In connected tool environments, engineers commonly encounter:
- duplicated files,
- inconsistent metadata,
- unclear ownership.
Even when integrations work as designed, engineers must still reconstruct context manually. They rely on naming conventions, spreadsheets, or informal conversations to understand whether a model is current, approved, or ready for use.
As teams grow and collaboration increases, these gaps become harder to manage. Engineers lose confidence in the system and compensate by keeping local copies, delaying collaboration, or performing additional checks before using shared data. Productivity suffers not because tools are missing, but because the environment does not provide consistent structure for everyday work.
What Defines a Digital Engineering Platform
A digital engineering platform provides a shared foundation for how engineering data is created, managed, and evolved across teams.
Rather than treating tools as independent systems linked by integrations, a platform establishes common rules for data behavior. It centralizes product data, standardizes lifecycle states, and maintains relationships between parts, assemblies, and documents regardless of which authoring tool is used.
This approach allows engineers to interact with data that already carries its meaning. Status, ownership, and relationships are visible without manual interpretation. The system supports engineers by design rather than relying on individual discipline or tribal knowledge.
The 3DEXPERIENCE platform is built around this principle. It connects design, collaboration, and data management within a single environment so engineers can work with confidence that their data remains consistent as it moves across teams.
Data Context Versus File Storage
One of the clearest differences between platforms and connected tools is how context is handled.
In file-centric environments, files are the primary unit of work. Context exists outside the file itself. Engineers must infer how a file relates to an assembly, whether it reflects current design intent, and what lifecycle state it holds. This interpretation often depends on experience, memory, or side conversations rather than explicit information.
In a digital engineering platform, context is explicit. Relationships between data elements are preserved. Metadata remains consistent across disciplines. Revision history is tied directly to workflow events and approvals rather than being inferred after the fact.
For practicing engineers, this difference shows up immediately in daily work. Instead of asking which file to use or whether a change has been approved, engineers can see that information directly in the system. The platform removes ambiguity by design, reducing misinterpretation and minimizing avoidable rework.
Workflow Consistency Is Designed In
Workflow inconsistency is one of the most common sources of frustration for engineers. When each team follows different processes, it becomes difficult to predict what happens next or who is responsible at each stage.
Connected tools often rely on external processes to manage workflow. Reviews are tracked through email. Status updates live in spreadsheets. Engineers must check multiple systems to understand progress, increasing cognitive load and interrupting focus.
A digital engineering platform embeds workflow behavior directly into the environment. Lifecycle states, review steps, and approvals follow defined rules that apply consistently across teams. Engineers can see where work stands and what actions are required without leaving the system.
This consistency reduces uncertainty, shortens feedback loops, and helps engineers move work forward with fewer interruptions and less rework.

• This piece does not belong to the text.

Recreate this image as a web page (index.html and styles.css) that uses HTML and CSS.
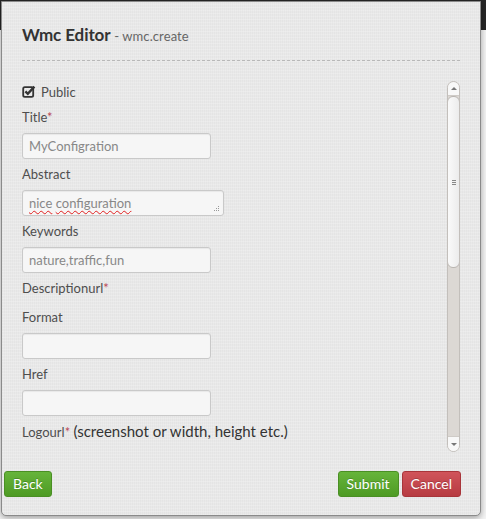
FILE: index.html
```html
<!DOCTYPE html>
<html lang="en">
<head>
<meta charset="utf-8">
<title>Wmc Editor</title>
<link rel="stylesheet" href="styles.css">
</head>
<body>
<div class="navbar"></div>
<div class="modal">
  <div class="modal-header">
    <h3 class="modal-title">Wmc Editor <small class="subtitle">- wmc.create</small></h3>
  </div>
  <div class="modal-body">
    <form class="form">
      <label class="check-row">
        <svg class="check-icon" width="14" height="13" viewBox="0 0 14 13">
          <rect x="1.2" y="2.2" width="10" height="9.6" rx="1.6" fill="none" stroke="#333" stroke-width="1.8"/>
          <path d="M3.4 6.4 L5.8 8.8 L12.4 1.6" fill="none" stroke="#333" stroke-width="2.4" stroke-linejoin="miter"/>
        </svg>
        <span>Public</span>
      </label>
      <label class="field-label">Title<span class="req">*</span></label>
      <div class="input">MyConfigration</div>
      <label class="field-label">Abstract</label>
      <div class="input textarea"><span class="misspelled">nice</span> <span class="misspelled">configuration</span>
        <svg class="grip" width="7" height="7" viewBox="0 0 7 7">
          <rect x="5" y="1" width="1" height="1" fill="#999"/>
          <rect x="3" y="3" width="1" height="1" fill="#999"/>
          <rect x="5" y="3" width="1" height="1" fill="#999"/>
          <rect x="1" y="5" width="1" height="1" fill="#999"/>
          <rect x="3" y="5" width="1" height="1" fill="#999"/>
          <rect x="5" y="5" width="1" height="1" fill="#999"/>
        </svg>
      </div>
      <label class="field-label">Keywords</label>
      <div class="input">nature,traffic,fun</div>
      <label class="field-label field-label-gap">Descriptionurl<span class="req">*</span></label>
      <label class="field-label">Format</label>
      <div class="input"></div>
      <label class="field-label">Href</label>
      <div class="input"></div>
      <label class="field-label">Logourl<span class="req">*</span> <span class="hint">(screenshot or width, height etc.)</span></label>
    </form>
    <div class="scrollbar">
      <div class="sb-btn sb-up"><span class="tri-up"></span></div>
      <div class="sb-thumb"><span class="grip-line"></span><span class="grip-line"></span><span class="grip-line"></span></div>
      <div class="sb-track"></div>
      <div class="sb-btn sb-down"><span class="tri-down"></span></div>
    </div>
  </div>
  <div class="modal-footer">
    <button class="btn btn-success">Back</button>
    <div class="footer-right">
      <button class="btn btn-success">Submit</button>
      <button class="btn btn-danger">Cancel</button>
    </div>
  </div>
</div>
</body>
</html>
```
FILE: styles.css
```css
html, body {
  margin: 0;
  padding: 0;
}
body {
  background: #f4f4f4;
  font-family: Lato, "Liberation Sans", sans-serif;
  font-size: 13px;
  color: #4e4e4e;
  position: relative;
  width: 486px;
  height: 519px;
  overflow: hidden;
}
.navbar {
  height: 30px;
  background: #262626;
}
.modal {
  position: absolute;
  left: 1px;
  top: 1px;
  width: 478px;
  height: 513px;
  background-color: #e9e9e9;
  background-image:
    repeating-linear-gradient(0deg, rgba(255,255,255,0.18) 0 1px, transparent 1px 3px),
    repeating-linear-gradient(90deg, rgba(0,0,0,0.02) 0 1px, transparent 1px 2px);
  border: 1px solid #8a8a8a;
  border-radius: 0 0 5px 5px;
  box-shadow: 0 2px 6px rgba(0,0,0,0.35);
  display: flex;
  flex-direction: column;
}
.modal-header {
  flex: none;
  margin: 0 20px;
  padding-top: 20px;
  height: 38px;
  border-bottom: 1px dashed #b8b8b8;
  box-sizing: content-box;
}
.modal-title {
  margin: 0;
  font-size: 17px;
  line-height: 26px;
  font-weight: 700;
  color: #333;
  letter-spacing: -0.1px;
}
.subtitle {
  font-size: 13px;
  font-weight: 400;
  color: #666;
  letter-spacing: 0.1px;
}
.modal-body {
  flex: none;
  display: flex;
  padding: 20px 20px 0 20px;
  height: 371px;
  overflow: hidden;
}
.form {
  flex: 1;
  display: flex;
  flex-direction: column;
  align-items: flex-start;
  margin: 0;
}
.form > * {
  flex-shrink: 0;
}
.check-row {
  display: flex;
  align-items: center;
  height: 22px;
  margin-bottom: 5px;
  gap: 5px;
}
.check-icon {
  display: block;
  margin-top: -1px;
}
.field-label {
  display: block;
  line-height: 18px;
  height: 18px;
  margin-bottom: 7px;
  white-space: nowrap;
}
.field-label-gap {
  margin-bottom: 11px;
}
.req {
  color: #b94a58;
}
.hint {
  font-size: 15px;
  color: #333;
}
.input {
  position: relative;
  box-sizing: border-box;
  width: 189px;
  height: 26px;
  margin-bottom: 6px;
  padding: 0 6px;
  line-height: 24px;
  font-size: 13px;
  color: #888;
  background: #f6f6f6;
  border: 1px solid #c9c9c9;
  border-radius: 3px;
  box-shadow: inset 0 1px 1px rgba(0,0,0,0.06);
  white-space: nowrap;
}
.textarea {
  width: 202px;
}
.misspelled {
  text-decoration: underline wavy #e02020;
  text-decoration-thickness: 1px;
  text-underline-offset: 2px;
}
.grip {
  position: absolute;
  right: 3px;
  bottom: 3px;
}
.scrollbar {
  width: 13px;
  flex: none;
  box-sizing: border-box;
  display: flex;
  flex-direction: column;
  border: 1px solid #c3bfbb;
  border-radius: 7px;
  background: #dcd8d4;
  overflow: hidden;
}
.sb-btn {
  height: 13px;
  flex: none;
  background: #f8f8f8;
  display: flex;
  align-items: center;
  justify-content: center;
}
.sb-up {
  border-bottom: 1px solid #cfcbc7;
}
.sb-down {
  border-top: 1px solid #cfcbc7;
  height: 14px;
}
.tri-up {
  width: 0;
  height: 0;
  border-left: 3px solid transparent;
  border-right: 3px solid transparent;
  border-bottom: 3px solid #777;
}
.tri-down {
  width: 0;
  height: 0;
  border-left: 3px solid transparent;
  border-right: 3px solid transparent;
  border-top: 3px solid #777;
}
.sb-thumb {
  height: 172px;
  flex: none;
  box-sizing: border-box;
  border: 1px solid #b9b5b1;
  border-radius: 6px;
  margin: 0 -1px;
  background: linear-gradient(90deg, #fafafa, #ececec);
  display: flex;
  flex-direction: column;
  align-items: center;
  justify-content: center;
  gap: 1px;
}
.grip-line {
  width: 4px;
  height: 1px;
  background: #888;
}
.sb-track {
  flex: 1;
}
.modal-footer {
  flex: none;
  display: flex;
  justify-content: space-between;
  align-items: flex-start;
  padding: 19px 19px 0 2px;
}
.footer-right {
  display: flex;
  gap: 3px;
}
.btn {
  font-family: Lato, "Liberation Sans", sans-serif;
  font-size: 14px;
  line-height: 24px;
  height: 26px;
  padding: 0 8px;
  color: #fff;
  border-radius: 3px;
  text-shadow: 0 -1px 0 rgba(0,0,0,0.2);
  cursor: pointer;
}
.btn-success {
  background: linear-gradient(#66b43a, #4e9b24);
  border: 1px solid #4a8f24;
}
.btn-danger {
  background: linear-gradient(#d0545a, #b73c42);
  border: 1px solid #a8353a;
}
```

Preserving Relationships Across Teams
Engineering data rarely exists in isolation. Parts relate to assemblies. Designs relate to requirements. Changes affect downstream processes such as manufacturing and validation.
In connected tool environments, these relationships often break at system boundaries. Engineers lose visibility into how their work connects to the broader product definition and how changes may impact other teams.

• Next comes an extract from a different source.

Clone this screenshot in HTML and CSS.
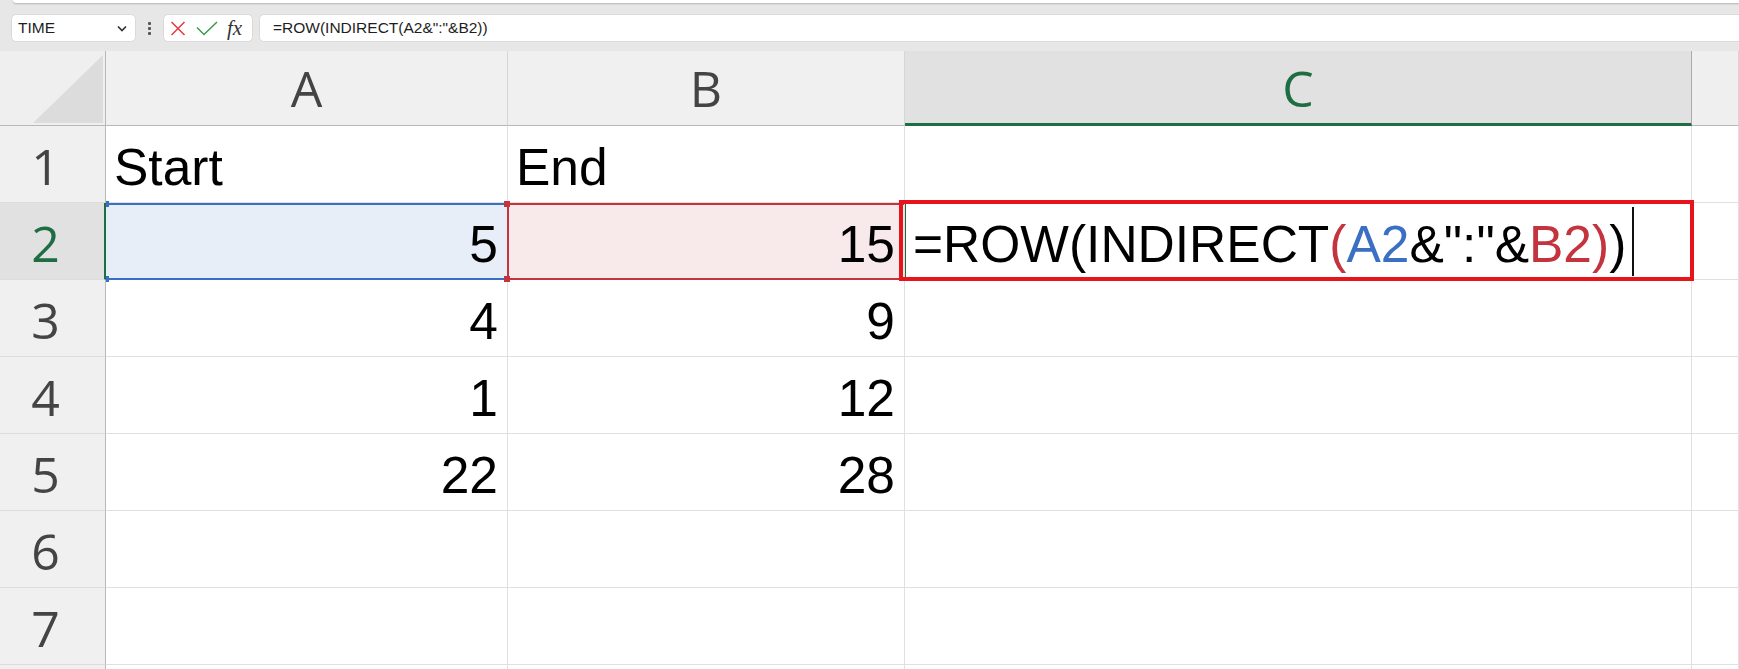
FILE: index.html
```html
<!DOCTYPE html>
<html lang="en">
<head>
  <meta charset="UTF-8" />
  <title>ROW INDIRECT</title>
  <link rel="stylesheet" href="styles.css">
</head>
<body>

  <div class="ribbon-edge"></div>

  <div class="toolbar">
    <div class="namebox">
      <span>TIME</span>
      <svg width="10" height="7" viewBox="0 0 10 7"><path d="M1 1.5 L5 5.5 L9 1.5" fill="none" stroke="#333" stroke-width="1.7"/></svg>
    </div>
    <div class="grip"><i></i><i></i><i></i></div>
    <div class="fxbox">
      <svg width="16" height="15" viewBox="0 0 16 15"><path d="M1.5 1 L14.5 14 M14.5 1 L1.5 14" fill="none" stroke="#e5393e" stroke-width="1.5"/></svg>
      <svg width="22" height="15" viewBox="0 0 22 15"><path d="M1 6.5 L8 13.5 L21 1" fill="none" stroke="#3f9b52" stroke-width="1.6"/></svg>
      <span class="fx">fx</span>
    </div>
    <div class="formula"><span>=ROW(INDIRECT(A2&amp;":"&amp;B2))</span></div>
  </div>

  <div class="sheet">
    <div class="corner"><div class="tri"></div></div>
    <div class="colhead">A</div>
    <div class="colhead">B</div>
    <div class="colhead sel">C</div>
    <div class="colhead last"></div>

    <div class="rowhead">1</div>
    <div class="cell text"><span>Start</span></div>
    <div class="cell text"><span>End</span></div>
    <div class="cell"></div>
    <div class="cell"></div>

    <div class="rowhead sel">2</div>
    <div class="cell ref-a">
      <div class="range blue"></div>
      <i class="dot blue-dot top-left"></i><i class="dot blue-dot bottom-left"></i>
      <span>5</span>
    </div>
    <div class="cell ref-b">
      <div class="range red"></div>
      <i class="dot red-dot top-left"></i><i class="dot red-dot bottom-left"></i>
      <span>15</span>
    </div>
    <div class="cell text editing">
      <span>=ROW(INDIRECT<span class="c-red">(</span><span class="c-blue">A2</span>&amp;":"&amp;<span class="c-red">B2)</span>)</span>
      <div class="edit-box"></div>
      <div class="caret"></div>
    </div>
    <div class="cell"></div>

    <div class="rowhead">3</div>
    <div class="cell"><span>4</span></div>
    <div class="cell"><span>9</span></div>
    <div class="cell"></div>
    <div class="cell"></div>

    <div class="rowhead">4</div>
    <div class="cell"><span>1</span></div>
    <div class="cell"><span>12</span></div>
    <div class="cell"></div>
    <div class="cell"></div>

    <div class="rowhead">5</div>
    <div class="cell"><span>22</span></div>
    <div class="cell"><span>28</span></div>
    <div class="cell"></div>
    <div class="cell"></div>

    <div class="rowhead">6</div>
    <div class="cell"></div>
    <div class="cell"></div>
    <div class="cell"></div>
    <div class="cell"></div>

    <div class="rowhead">7</div>
    <div class="cell"></div>
    <div class="cell"></div>
    <div class="cell"></div>
    <div class="cell"></div>

    <div class="rowhead"></div>
    <div class="cell"></div>
    <div class="cell"></div>
    <div class="cell"></div>
    <div class="cell"></div>
  </div>

</body>
</html>
```

FILE: styles.css
```css
* { box-sizing: border-box; }
html, body { height: 669px; overflow: hidden; }
body { margin: 0; background: #e7e7e7; font-family: "Liberation Sans", Arial, sans-serif; }

/* formula bar */
.ribbon-edge { height: 3px; margin-left: 13px; background: #fff; border-bottom-left-radius: 6px; box-shadow: 0 1px 2px rgba(0,0,0,.22); }
.toolbar { display: flex; align-items: center; padding: 11px 0 9px 11px; }
.namebox { width: 125px; height: 28px; background: #fff; border: 1px solid #dadada; border-radius: 5px; display: flex; align-items: center; justify-content: space-between; padding: 0 8px 0 6px; font-size: 15.5px; color: #1e1e1e; }
.grip { width: 27px; display: flex; flex-direction: column; align-items: center; gap: 2px; }
.grip i { width: 3px; height: 3px; background: #555; border-radius: 1px; }
.fxbox { width: 90px; height: 28px; background: #fff; border: 1px solid #dadada; border-radius: 5px; display: flex; align-items: center; padding-left: 6px; gap: 10px; }
.fx { font-family: "Liberation Serif", serif; font-style: italic; font-size: 21px; color: #333; margin-left: -1px; }
.formula { flex: 1; height: 28px; margin-left: 6px; background: #fff; border: 1px solid #dadada; border-right: 0; border-radius: 5px 0 0 5px; padding-left: 13px; display: flex; align-items: center; font-size: 15.5px; color: #1e1e1e; white-space: nowrap; }

/* grid */
.sheet { display: grid; height: 618px; overflow: hidden; grid-template-columns: 106px 402px 397px 787px 1fr; grid-template-rows: 75px repeat(8, 77px); }

.corner { background: #efefef; border-right: 1px solid #b8b8b8; border-bottom: 1px solid #b8b8b8; display: flex; justify-content: flex-end; align-items: flex-end; padding: 0 2px 2px 0; }
.tri { width: 70px; height: 68px; background: #dcdcdc; clip-path: polygon(100% 0, 100% 100%, 0 100%); }

.colhead { background: #f0f0f0; border-right: 1px solid #d6d6d6; border-bottom: 1px solid #b8b8b8; display: flex; align-items: center; justify-content: center; font: 50px/1 "Open Sans", sans-serif; color: #444; }
.colhead.sel { background: #e1e1e1; color: #1f6e43; border-bottom: 3px solid #1f6e43; border-right-color: #aaaaaa; padding-top: 2px; }
.colhead.last { background: #efefef; }

.rowhead { background: #f0f0f0; border-right: 1px solid #b8b8b8; border-bottom: 1px solid #dcdcdc; display: flex; align-items: center; justify-content: center; padding: 3px 14px 0 0; font: 50px/1 "Open Sans", sans-serif; color: #444; }
.rowhead.sel { background: #e1e1e1; color: #1f6e43; border-right: 2px solid #1f6e43; padding-right: 13px; }

.cell { position: relative; background: #fff; border-right: 1px solid #e0e0e0; border-bottom: 1px solid #e0e0e0; display: flex; align-items: flex-end; justify-content: flex-end; padding: 0 9px 9px; font-size: 51.5px; line-height: 1; color: #000; white-space: nowrap; }
.cell.text { justify-content: flex-start; padding-left: 8px; }

/* reference highlights */
.ref-a { background: #e8eef8; }
.ref-b { background: #f8e9ea; }
.range { position: absolute; top: 0; bottom: -1px; left: 0; right: 0; border-top: 2px solid; border-bottom: 2px solid; }
.range.blue { border-color: #3a6fc4; }
.range.red { border-color: #c3343f; border-left: 2px solid #c3343f; left: -1px; }
.dot { position: absolute; width: 6px; height: 6px; z-index: 2; }
.red-dot { background: #c3343f; left: -4px; }
.blue-dot { background: #3a6fc4; width: 3px; left: 0; }
.top-left { top: -2px; }
.bottom-left { bottom: -3px; }

.c-red { color: #c3343f; }
.c-blue { color: #3a6fc4; }

.editing { z-index: 3; box-shadow: inset 1px 0 #1f6e43; }
.edit-box { position: absolute; top: -3px; left: -6px; right: -3px; bottom: -2px; border: 4px solid #e8131b; }
.caret { position: absolute; left: 727px; top: 4px; bottom: 3px; width: 1.5px; background: #111; }
```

A digital engineering platform preserves relationships independently of individual tools. As data moves through design, validation, and collaboration, its structure remains intact. Engineers can understand impact, trace changes, and collaborate more effectively because context travels with the data.

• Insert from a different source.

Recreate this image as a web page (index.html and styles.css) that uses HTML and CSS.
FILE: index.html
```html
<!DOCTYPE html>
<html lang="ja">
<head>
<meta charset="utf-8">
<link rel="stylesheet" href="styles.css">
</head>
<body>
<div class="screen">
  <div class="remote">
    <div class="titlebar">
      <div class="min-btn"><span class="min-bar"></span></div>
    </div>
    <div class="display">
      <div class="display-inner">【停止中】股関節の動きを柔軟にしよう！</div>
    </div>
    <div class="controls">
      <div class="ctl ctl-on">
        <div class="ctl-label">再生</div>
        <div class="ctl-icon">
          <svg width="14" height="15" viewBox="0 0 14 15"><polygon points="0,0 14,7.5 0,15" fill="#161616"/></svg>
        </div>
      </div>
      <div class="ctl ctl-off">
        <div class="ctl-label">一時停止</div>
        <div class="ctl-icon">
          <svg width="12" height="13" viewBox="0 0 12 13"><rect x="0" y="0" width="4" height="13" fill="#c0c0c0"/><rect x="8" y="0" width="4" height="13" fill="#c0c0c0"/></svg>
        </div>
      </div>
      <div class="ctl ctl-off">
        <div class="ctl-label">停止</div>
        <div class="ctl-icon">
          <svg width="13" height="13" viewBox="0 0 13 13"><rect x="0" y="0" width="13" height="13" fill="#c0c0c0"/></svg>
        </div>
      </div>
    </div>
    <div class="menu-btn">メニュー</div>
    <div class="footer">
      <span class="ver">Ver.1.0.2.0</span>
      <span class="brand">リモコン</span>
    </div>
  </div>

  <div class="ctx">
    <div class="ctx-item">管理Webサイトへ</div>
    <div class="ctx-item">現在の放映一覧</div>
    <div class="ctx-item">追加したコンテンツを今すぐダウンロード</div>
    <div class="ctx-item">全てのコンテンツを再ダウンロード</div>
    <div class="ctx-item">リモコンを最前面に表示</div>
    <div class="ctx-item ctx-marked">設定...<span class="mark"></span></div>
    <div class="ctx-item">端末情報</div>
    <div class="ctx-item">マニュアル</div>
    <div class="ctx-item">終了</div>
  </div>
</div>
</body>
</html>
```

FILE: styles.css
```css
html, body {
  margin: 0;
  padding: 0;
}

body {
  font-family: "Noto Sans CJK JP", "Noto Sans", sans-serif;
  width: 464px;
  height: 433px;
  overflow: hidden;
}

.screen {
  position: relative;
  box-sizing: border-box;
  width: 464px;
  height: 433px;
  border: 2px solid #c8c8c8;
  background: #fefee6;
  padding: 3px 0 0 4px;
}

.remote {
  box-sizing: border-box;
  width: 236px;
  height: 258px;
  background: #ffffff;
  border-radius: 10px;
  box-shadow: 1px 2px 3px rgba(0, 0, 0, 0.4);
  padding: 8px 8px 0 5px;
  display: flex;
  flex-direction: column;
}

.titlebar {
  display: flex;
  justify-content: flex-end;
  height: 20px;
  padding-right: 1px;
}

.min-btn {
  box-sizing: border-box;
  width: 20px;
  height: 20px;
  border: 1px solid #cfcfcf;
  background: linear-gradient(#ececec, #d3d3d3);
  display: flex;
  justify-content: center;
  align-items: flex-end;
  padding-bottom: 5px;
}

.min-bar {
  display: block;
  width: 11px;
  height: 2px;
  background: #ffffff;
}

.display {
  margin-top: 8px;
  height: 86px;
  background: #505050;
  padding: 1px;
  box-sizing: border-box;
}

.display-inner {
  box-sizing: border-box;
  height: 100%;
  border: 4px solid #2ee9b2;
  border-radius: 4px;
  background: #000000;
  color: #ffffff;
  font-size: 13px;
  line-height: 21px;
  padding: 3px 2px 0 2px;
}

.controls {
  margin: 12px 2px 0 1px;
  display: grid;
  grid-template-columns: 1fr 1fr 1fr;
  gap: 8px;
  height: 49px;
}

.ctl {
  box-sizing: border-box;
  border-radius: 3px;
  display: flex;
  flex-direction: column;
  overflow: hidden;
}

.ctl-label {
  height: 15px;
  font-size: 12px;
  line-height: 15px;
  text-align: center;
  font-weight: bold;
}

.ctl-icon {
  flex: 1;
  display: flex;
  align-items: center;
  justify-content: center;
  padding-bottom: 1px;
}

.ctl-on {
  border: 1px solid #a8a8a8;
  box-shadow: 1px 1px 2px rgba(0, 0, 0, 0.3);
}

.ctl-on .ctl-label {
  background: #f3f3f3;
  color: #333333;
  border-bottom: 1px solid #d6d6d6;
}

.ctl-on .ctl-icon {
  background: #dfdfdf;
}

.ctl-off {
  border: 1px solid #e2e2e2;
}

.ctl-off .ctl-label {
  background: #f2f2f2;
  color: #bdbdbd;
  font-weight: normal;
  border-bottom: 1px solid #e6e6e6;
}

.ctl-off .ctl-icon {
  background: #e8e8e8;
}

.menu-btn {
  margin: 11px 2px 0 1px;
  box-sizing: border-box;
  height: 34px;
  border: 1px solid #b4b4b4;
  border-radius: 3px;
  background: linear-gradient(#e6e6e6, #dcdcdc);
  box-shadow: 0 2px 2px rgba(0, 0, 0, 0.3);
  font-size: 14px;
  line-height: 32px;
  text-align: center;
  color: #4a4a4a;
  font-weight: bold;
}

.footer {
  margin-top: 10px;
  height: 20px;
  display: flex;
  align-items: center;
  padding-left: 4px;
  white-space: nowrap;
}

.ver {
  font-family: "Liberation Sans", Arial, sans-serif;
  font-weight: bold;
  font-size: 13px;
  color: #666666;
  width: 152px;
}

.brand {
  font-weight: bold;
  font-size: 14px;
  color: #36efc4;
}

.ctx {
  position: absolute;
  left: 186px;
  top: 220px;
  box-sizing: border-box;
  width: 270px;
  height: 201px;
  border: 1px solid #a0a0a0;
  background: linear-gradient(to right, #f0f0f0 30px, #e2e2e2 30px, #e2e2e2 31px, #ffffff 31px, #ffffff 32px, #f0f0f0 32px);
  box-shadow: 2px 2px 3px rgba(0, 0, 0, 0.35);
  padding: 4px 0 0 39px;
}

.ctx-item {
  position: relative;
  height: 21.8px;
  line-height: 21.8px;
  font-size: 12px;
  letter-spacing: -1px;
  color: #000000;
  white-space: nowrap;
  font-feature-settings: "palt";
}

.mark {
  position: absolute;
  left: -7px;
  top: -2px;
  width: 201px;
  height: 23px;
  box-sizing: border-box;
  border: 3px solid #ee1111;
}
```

This continuity supports cross-functional collaboration without forcing all teams into the same authoring tools or workflows.
Reducing Cognitive Load for Engineers
When systems do not provide structure, engineers carry that burden themselves. They remember which files are safe to use, which processes apply to which teams, and where information lives. Over time, this mental overhead becomes a hidden productivity cost.
A digital engineering platform reduces cognitive load by handling consistency centrally. Engineers spend less mental energy managing information and more energy solving engineering problems. The environment guides behavior without constant oversight, allowing engineers to work efficiently while maintaining consistency across teams.
This shift is subtle but important. Engineers are able to trust the system rather than compensate for it.
Workflow Consistency Across Growing Teams
As engineering organizations grow, maintaining consistent workflows becomes increasingly difficult. New teams are added, responsibilities shift, and informal processes that once worked begin to break down. Engineers experience this as uncertainty about which steps apply and how decisions are made across teams.
A digital engineering platform helps stabilize workflows as organizations scale. Because workflow behavior is defined at the system level, new teams adopt the same lifecycle states and review expectations without reinventing processes. Engineers benefit from predictability even as the organization evolves.
This consistency is especially important when work spans multiple disciplines or locations. Engineers can collaborate with confidence, knowing that shared data follows the same rules regardless of where or by whom it was created.
How Engineers Can Recognize Platform-Level Thinking
Practicing engineers can assess whether their environment operates as a platform or as connected tools by asking a few questions.
Does the system manage relationships or simply store files. Are workflows defined or improvised. Is data context preserved automatically. Can changes be traced without manual tracking.
Clear answers indicate whether the environment supports consistent engineering work or relies on individual effort to compensate for system gaps.
Conclusion: Why the Distinction Matters
As engineering work becomes more collaborative and distributed, integration alone is no longer sufficient.
A digital engineering platform provides the structure needed to maintain data context, workflow consistency, and trust across teams. By managing relationships and behavior at the system level, platforms reduce friction and allow engineers to focus on design rather than coordination.
Understanding this distinction helps engineers make sense of their daily challenges and clarifies why platform-based environments such as the 3DEXPERIENCE platform are increasingly central to modern engineering workflows.